The new system will be bureaucratically burdensome and more expensive, so Government agencies will contract overseas, especially in developing areas such as India, rather than use UK-based contractors, as they would have previously. Will the Minister assure those who work for the Benefits Agency or under the many other Government contracts that they will continue to enjoy favourable conditions under IR 35?

I am particularly concerned about the many thousands of ordinary people who have micro-businesses, many of which, we must remember, grow into larger businesses. Over time, they may employ 30, 40, 50 or 100 people. Microsoft started as a three-man business in the United States. We have similar businesses that have grown into enormous corporations. People were given their first break on contracts, they developed the software skills and went on to become major earners in the UK and abroad.

I am particularly concerned about the age group to which my hon. Friend the Member for Somerton and Frome (Mr. Heath) referred--the older people who have gone into the IT business.
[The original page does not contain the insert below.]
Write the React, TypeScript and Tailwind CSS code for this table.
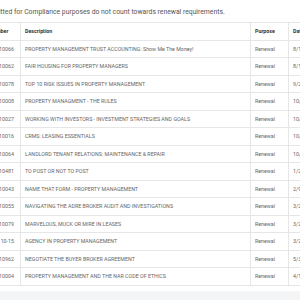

That has been a tremendous opportunity for them to retrain, set up a small service company and get into the IT business.

At a younger age, I found myself in a similar situation. I read an advertisement in The Guardian which asked, "Are you a useless arts graduate? Would you like to learn a profession?" It was an advertisement to study for an MSc in IT. I did the MSc and spent several years contributing to the UK economy. At the end of that period, I was on contracts that varied from day to day and were renewed monthly. Had I stayed longer--had I not stumbled into this job--I would have moved into a service industry and would have hoped to be successful there too. That is the spirit that we are stifling.

At the beginning of the debate, the Minister spoke about motivation. He was wrong to quote one article from one magazine that conveyed a negative view, rather than quoting from the many hundreds and thousands of letters that we receive from contractors, telling us what their motivation was.

One of my constituents wrote:


That is the attraction for most contractors--the opportunity to run their own businesses. It is about the entrepreneurial spirit, not the sordid tax avoidance that the Minister presented to us. I accept that there are cases in which that is evident, but it is incumbent upon the Inland Revenue to root out such cases and produce regulations to catch the culprits, not to produce a broad, sweeping net.